Set down the data below without change, skipping the pictures it holds.

--- begin Given information ---

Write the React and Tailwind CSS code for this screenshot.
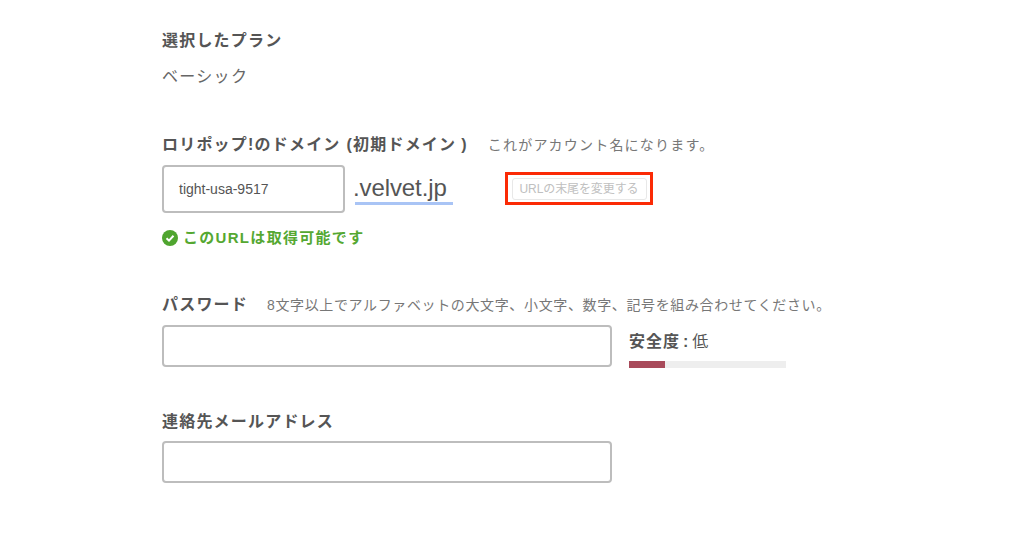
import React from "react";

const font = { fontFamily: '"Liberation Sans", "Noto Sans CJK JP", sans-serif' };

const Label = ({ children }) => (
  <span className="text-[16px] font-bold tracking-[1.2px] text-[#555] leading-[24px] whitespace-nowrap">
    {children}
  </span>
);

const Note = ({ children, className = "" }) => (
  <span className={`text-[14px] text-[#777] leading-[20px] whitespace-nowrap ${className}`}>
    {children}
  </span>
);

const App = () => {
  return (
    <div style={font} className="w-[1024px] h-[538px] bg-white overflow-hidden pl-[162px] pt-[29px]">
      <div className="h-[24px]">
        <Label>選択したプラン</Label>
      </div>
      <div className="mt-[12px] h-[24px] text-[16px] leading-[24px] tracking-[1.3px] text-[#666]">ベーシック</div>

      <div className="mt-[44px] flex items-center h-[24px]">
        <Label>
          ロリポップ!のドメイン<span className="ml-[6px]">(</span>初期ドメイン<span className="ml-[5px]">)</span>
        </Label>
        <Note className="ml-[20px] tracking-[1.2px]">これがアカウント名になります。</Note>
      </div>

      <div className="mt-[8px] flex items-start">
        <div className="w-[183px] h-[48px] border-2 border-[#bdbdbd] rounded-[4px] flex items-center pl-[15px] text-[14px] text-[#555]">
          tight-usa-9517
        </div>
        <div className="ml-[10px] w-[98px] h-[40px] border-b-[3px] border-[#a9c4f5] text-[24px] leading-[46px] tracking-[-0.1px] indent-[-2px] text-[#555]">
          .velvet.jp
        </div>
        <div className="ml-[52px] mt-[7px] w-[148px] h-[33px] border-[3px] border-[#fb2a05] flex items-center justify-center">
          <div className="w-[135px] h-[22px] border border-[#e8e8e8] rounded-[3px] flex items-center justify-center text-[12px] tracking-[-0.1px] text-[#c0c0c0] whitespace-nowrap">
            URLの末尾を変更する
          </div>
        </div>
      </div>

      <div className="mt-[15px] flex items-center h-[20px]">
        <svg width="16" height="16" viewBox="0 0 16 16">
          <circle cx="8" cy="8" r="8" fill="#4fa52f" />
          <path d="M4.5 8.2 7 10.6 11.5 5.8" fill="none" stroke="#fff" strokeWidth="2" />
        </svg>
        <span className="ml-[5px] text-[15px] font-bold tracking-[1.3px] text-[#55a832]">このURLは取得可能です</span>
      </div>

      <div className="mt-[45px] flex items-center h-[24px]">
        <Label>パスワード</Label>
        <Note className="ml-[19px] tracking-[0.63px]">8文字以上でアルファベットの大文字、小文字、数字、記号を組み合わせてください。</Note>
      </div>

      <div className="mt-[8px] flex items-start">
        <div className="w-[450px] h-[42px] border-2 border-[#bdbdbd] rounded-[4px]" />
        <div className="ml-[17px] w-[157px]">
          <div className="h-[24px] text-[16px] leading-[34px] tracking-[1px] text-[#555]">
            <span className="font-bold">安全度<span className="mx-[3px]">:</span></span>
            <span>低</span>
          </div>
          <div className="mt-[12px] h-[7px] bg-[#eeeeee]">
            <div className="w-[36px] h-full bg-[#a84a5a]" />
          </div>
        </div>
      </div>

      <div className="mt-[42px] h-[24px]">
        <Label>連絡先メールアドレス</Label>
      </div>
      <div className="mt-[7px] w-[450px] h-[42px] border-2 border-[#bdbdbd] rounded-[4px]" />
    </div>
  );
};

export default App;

--- end Given information ---

• Task solution:
Write the React and Tailwind CSS code for this screenshot.
import React from "react";

const font = { fontFamily: '"Liberation Sans", "Noto Sans CJK JP", sans-serif' };

const Label = ({ children }) => (
  <span className="text-[16px] font-bold tracking-[1.2px] text-[#555] leading-[24px] whitespace-nowrap">
    {children}
  </span>
);

const Note = ({ children, className = "" }) => (
  <span className={`text-[14px] text-[#777] leading-[20px] whitespace-nowrap ${className}`}>
    {children}
  </span>
);

const App = () => {
  return (
    <div style={font} className="w-[1024px] h-[538px] bg-white overflow-hidden pl-[162px] pt-[29px]">
      <div className="h-[24px]">
        <Label>選択したプラン</Label>
      </div>
      <div className="mt-[12px] h-[24px] text-[16px] leading-[24px] tracking-[1.3px] text-[#666]">ベーシック</div>

      <div className="mt-[44px] flex items-center h-[24px]">
        <Label>
          ロリポップ!のドメイン<span className="ml-[6px]">(</span>初期ドメイン<span className="ml-[5px]">)</span>
        </Label>
        <Note className="ml-[20px] tracking-[1.2px]">これがアカウント名になります。</Note>
      </div>

      <div className="mt-[8px] flex items-start">
        <div className="w-[183px] h-[48px] border-2 border-[#bdbdbd] rounded-[4px] flex items-center pl-[15px] text-[14px] text-[#555]">
          tight-usa-9517
        </div>
        <div className="ml-[10px] w-[98px] h-[40px] border-b-[3px] border-[#a9c4f5] text-[24px] leading-[46px] tracking-[-0.1px] indent-[-2px] text-[#555]">
          .velvet.jp
        </div>
        <div className="ml-[52px] mt-[7px] w-[148px] h-[33px] border-[3px] border-[#fb2a05] flex items-center justify-center">
          <div className="w-[135px] h-[22px] border border-[#e8e8e8] rounded-[3px] flex items-center justify-center text-[12px] tracking-[-0.1px] text-[#c0c0c0] whitespace-nowrap">
            URLの末尾を変更する
          </div>
        </div>
      </div>

      <div className="mt-[15px] flex items-center h-[20px]">
        <svg width="16" height="16" viewBox="0 0 16 16">
          <circle cx="8" cy="8" r="8" fill="#4fa52f" />
          <path d="M4.5 8.2 7 10.6 11.5 5.8" fill="none" stroke="#fff" strokeWidth="2" />
        </svg>
        <span className="ml-[5px] text-[15px] font-bold tracking-[1.3px] text-[#55a832]">このURLは取得可能です</span>
      </div>

      <div className="mt-[45px] flex items-center h-[24px]">
        <Label>パスワード</Label>
        <Note className="ml-[19px] tracking-[0.63px]">8文字以上でアルファベットの大文字、小文字、数字、記号を組み合わせてください。</Note>
      </div>

      <div className="mt-[8px] flex items-start">
        <div className="w-[450px] h-[42px] border-2 border-[#bdbdbd] rounded-[4px]" />
        <div className="ml-[17px] w-[157px]">
          <div className="h-[24px] text-[16px] leading-[34px] tracking-[1px] text-[#555]">
            <span className="font-bold">安全度<span className="mx-[3px]">:</span></span>
            <span>低</span>
          </div>
          <div className="mt-[12px] h-[7px] bg-[#eeeeee]">
            <div className="w-[36px] h-full bg-[#a84a5a]" />
          </div>
        </div>
      </div>

      <div className="mt-[42px] h-[24px]">
        <Label>連絡先メールアドレス</Label>
      </div>
      <div className="mt-[7px] w-[450px] h-[42px] border-2 border-[#bdbdbd] rounded-[4px]" />
    </div>
  );
};

export default App;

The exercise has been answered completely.